Já foi contado neste espaço que o autor destas linhas, quando gravava cenas para um documentário da TV Cultura de São Paulo, desceu às funduras daquela montanha, acompanhado de um diretor do Departamento de Energia dos EUA, para conhecer as obras em construção. À saída, numa entrevista gravada, foi perguntado ao diretor se não seria temerário ignorar os alertas dos cientistas sobre a possibilidade de um abalo mais forte. Ele respondeu que já tinha havido ali abalo de 5.3 graus e nada acontecera. E se houvesse um abalo mais forte, quem garantiria? “Ele”, foi a resposta do diretor, apontando com o indicador para o céu. O fato é que esse projeto foi paralisado e abandonado alguns anos mais tarde, depois de haverem sido ali aplicados US$ 12 bilhões do Tesouro norte-americano.
Por aqui ninguém se tem comovido com as muitas advertências. Angra III, ao lado de Angra I e II, certamente seguirá o mesmo caminho – depositar os resíduos radiativos em piscinas dentro das próprias usinas –, embora a Justiça esteja questionando esse caminho e exigindo um depósito definitivo, que tem custo de R$ 577 milhões.
Qual seria uma possível solução? Na área onde aconteceu o grave acidente na usina de Chernobyl, cerca de 6 milhões de pessoas continuam vivendo em áreas contaminadas. O “descomissionamento” da usina de Sellafield irá neste ano para mais de 53 bilhões de libras (mais de R$ 250 bilhões).
Nada parecer abalar as velhas convicções. Prevalecem razões econômicas. E por isso a Agência Internacional de Energia tem projetado forte crescimento do uso da energia nuclear, principalmente na China, na Índia e na Coreia do Sul.

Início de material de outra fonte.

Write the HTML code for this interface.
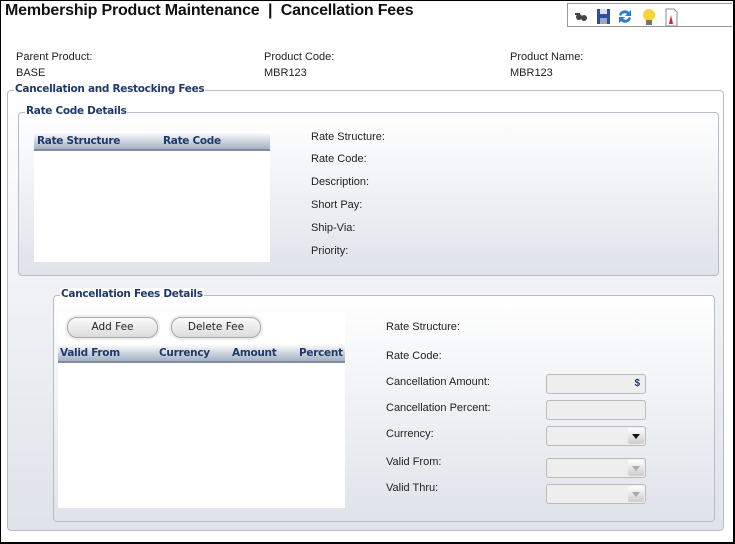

Há cinco anos a demanda já estava acima de 500 gigawatts. Defensores desse caminho costumam recorrer a estudos da ONU e do Banco Mundial, apontando para a necessidade de atender imediatamente a 1,1 bilhão de pessoas no mundo que ainda não dispõem de energia elétrica – embora os dois órgãos enfatizem que é preciso recorrer a outros caminhos para suprir a carência, principalmente a descentralização da geração de energia: em lugar de grandes geradoras, mini-hidrelétricas, sistemas solares domésticos, geração localizada (o Brasil mesmo já está instalando no Paraná e em outros Estados, até no Uruguai, minigeradoras de energia mais barata para consumo local, a partir do biogás extraído de resíduos de rebanhos e outros). Pelos cálculos da ONU e do Bird, o custo total do atendimento à demanda das pessoas sem energia seria de US$ 48 bilhões por ano, quase US$ 1 trilhão em 20 anos. Mas que significaria isso diante dos trilhões de dólares de subsídios anuais ao uso de combustíveis fósseis, como petróleo, gás natural e carvão mineral?
Não há indícios de que por aqui se possam antever mudanças significativas, adequadas, para a nossa matriz energética – a ponto de o Ministério de Minas e Energia dizer que o País “precisa dar prioridade a usinas térmicas para reduzir o custo da energia” (27/5), quando ela tem custado o triplo do preço da energia de hidrelétricas. E a meta do governo para este ano é “adicionar à matriz energética uma geração de 6.400 megawatts com novas usinas”. Nas linhas de transmissão a meta “é construir 7.120 quilômetros este ano” (há usinas já prontas, mas sem linhas para transmitir a energia). E o ministro ponderou que, “para reduzir o custo de geração e superar os desafios atuais, com a crise, o setor precisa vencer preconceitos e investir em usinas térmicas mais baratas, a partir de gás natural, carvão e energia nuclear”.
Também citou a energia eólica e a energia solar e disse que Angra III será o último empreendimento na área nuclear como obra pública.
Precisamos de um debate esclarecedor nessa área, entre governo e cientistas. (O Estado de S. Paulo)
* Washington Novaes é jornalista.
** Publicado originalmente no site O Estado de S. Paulo.